Autrement dit, sauf coup de théâtre, le Hamas conserve le pouvoir de nuire, pas celui de faire danser toute la région au rythme de ses lubies meurtrières. De ce point de vue, la situation stratégique d’Israël s’est nettement améliorée par rapport au 6 octobre 2023. L’affaiblissement réel et significatif du Hezbollah, du Hamas, de l’Iran et la Syrie, ouvre des perspectives prometteuses dans la région et au-delà. Et le plan Trump a au moins un mérite : Israël a pu prendre ses gains et quitter la table pour convertir les jetons gagnés par la force en monnaie diplomatique.
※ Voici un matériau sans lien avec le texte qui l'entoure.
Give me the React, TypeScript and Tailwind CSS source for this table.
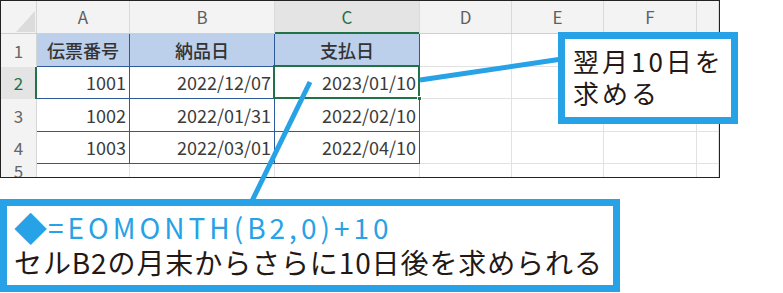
import React from 'react'

const jp = "font-['Noto_Sans_CJK_JP',_'Noto_Sans',_sans-serif]"

const cols = ['A', 'B', 'C', 'D', 'E', 'F', '']
const colWidths = ['w-[93px]', 'w-[145px]', 'w-[145px]', 'w-[92px]', 'w-[92px]', 'w-[93px]', 'flex-1']
const rowHeights = ['h-[33px]', 'h-[32px]', 'h-[33px]', 'h-[32px]', 'h-[13px]']

const header = ['伝票番号', '納品日', '支払日']
const rows = [
  ['1001', '2022/12/07', '2023/01/10'],
  ['1002', '2022/01/31', '2022/02/10'],
  ['1003', '2022/03/01', '2022/04/10'],
]

function CornerCell() {
  return (
    <div className="relative h-full w-[36px] shrink-0 border-r border-[#d6d6d6] bg-[#f3f3f3]">
      <svg className="absolute left-[15px] top-[10px]" width="19" height="21" viewBox="0 0 19 21">
        <polygon points="19,0 19,21 0,21" fill="#dcdcdc" />
      </svg>
    </div>
  )
}

function ColumnHeader() {
  return (
    <div className="flex h-[33px] border-b border-[#cfcfcf]">
      <CornerCell />
      {cols.map((c, i) => (
        <div
          key={i}
          className={`relative flex shrink-0 items-center justify-center border-r border-[#dadada] text-[17px] ${colWidths[i]} ${
            c === 'C' ? 'bg-[#e4e4e4] text-[#217346]' : 'bg-[#f3f3f3] text-[#5f5f5f]'
          }`}
        >
          {c}
          {c === 'C' && <div className="absolute -bottom-px left-0 right-0 h-[2px] bg-[#217346]" />}
        </div>
      ))}
    </div>
  )
}

function RowHeader({ n, selected }: { n: number; selected?: boolean }) {
  return (
    <div
      className={`relative flex w-[36px] shrink-0 items-center justify-center border-r border-[#d6d6d6] text-[17px] ${
        selected ? 'bg-[#e4e4e4] text-[#217346]' : 'bg-[#f3f3f3] text-[#666]'
      }`}
    >
      {n}
      {selected && <div className="absolute -right-px top-0 bottom-0 w-[2px] bg-[#217346]" />}
    </div>
  )
}

function Sheet() {
  return (
    <div className={`h-[178px] w-[720px] overflow-hidden border border-[#222] bg-white ${jp}`}>
      <ColumnHeader />

      {/* row 1: table header */}
      <div className={`flex ${rowHeights[0]}`}>
        <RowHeader n={1} />
        {header.map((h, i) => (
          <div
            key={h}
            className={`flex shrink-0 items-center justify-center border-r border-b border-[#2e5a9c] bg-[#bcd0eb] text-[18px] font-medium text-[#333] ${colWidths[i]}`}
          >
            {h}
          </div>
        ))}
        {colWidths.slice(3).map((w, i) => (
          <div key={i} className={`shrink-0 border-r border-b border-[#e2e2e2] ${w}`} />
        ))}
      </div>

      {/* rows 2-4: data */}
      {rows.map((r, ri) => (
        <div key={ri} className={`flex ${rowHeights[ri + 1]}`}>
          <RowHeader n={ri + 2} selected={ri === 0} />
          {r.map((v, ci) => (
            <div
              key={ci}
              className={`relative flex shrink-0 items-center justify-end border-r border-b border-[#2e5a9c] pr-[3px] text-[18px] text-[#3b3b3b] ${colWidths[ci]}`}
            >
              {v}
              {ri === 0 && ci === 2 && (
                <>
                  <div className="absolute -left-[2px] -top-[2px] -right-px -bottom-px border-2 border-[#217346]" />
                  <div className="absolute -right-[3px] -bottom-[3px] h-[5px] w-[5px] border border-white bg-[#217346]" />
                </>
              )}
            </div>
          ))}
          {colWidths.slice(3).map((w, i) => (
            <div key={i} className={`shrink-0 border-r border-b border-[#e2e2e2] ${w}`} />
          ))}
        </div>
      ))}

      {/* row 5, cut off */}
      <div className={`flex ${rowHeights[4]}`}>
        <RowHeader n={5} />
        {colWidths.map((w, i) => (
          <div key={i} className={`shrink-0 border-r border-[#e2e2e2] ${w}`} />
        ))}
      </div>
    </div>
  )
}

export default function App() {
  return (
    <div className={`relative h-[293px] w-[783px] overflow-hidden bg-white ${jp}`}>
      <Sheet />

      <div className="mt-[21px] h-[93px] w-[620px] border-[7px] border-[#27a2e6] bg-white pl-[7px] pt-[4px]">
        <div className="flex h-[35px] items-center text-[28px] leading-[35px] tracking-[4px] text-[#27a2e6]">
          <span className="mr-[1px] text-[33px] tracking-normal">◆</span>=EOMONTH(B2,0)+10
        </div>
        <div className="text-[28px] leading-[35px] tracking-[0.9px] text-[#231815]">
          セルB2の月末からさらに10日後を求められる
        </div>
      </div>

      {/* connector lines */}
      <svg className="absolute left-0 top-0" width="783" height="293" viewBox="0 0 783 293">
        <line x1="420" y1="80" x2="562" y2="59" stroke="#27a2e6" strokeWidth="5" />
        <line x1="310" y1="82" x2="251" y2="203" stroke="#27a2e6" strokeWidth="5" />
      </svg>

      <div className="absolute left-[558px] top-[32px] h-[92px] w-[180px] border-[7px] border-[#27a2e6] bg-white pl-[8px] pt-[6px] text-[26px] leading-[32px] tracking-[3px] text-[#231815]">
        <div>翌月10日を</div>
        <div>求める</div>
      </div>
    </div>
  )
}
Cependant, la fenêtre d’opportunité ne restera pas ouverte indéfiniment. Et pendant ce temps, la crise politique déclenchée par la réforme judiciaire continue de diviser le pays et de fragiliser ses institutions. Alors que les élections n’auront probablement lieu que dans un an, on peut aussi compter sur les Palestiniens de Cisjordanie et sur les colons pour jeter de l’huile sur les braises.
Reste à espérer que l’Etat hébreu jouera finement de cette position de force et saura tirer parti des tensions, bien réelles et promises à s’intensifier, au sein de la société gazaouie, qui commence seulement à réaliser la catastrophe qu’elle vient de vivre. À Gaza, le « jour d’après » risque fort d’être un jour sans fin.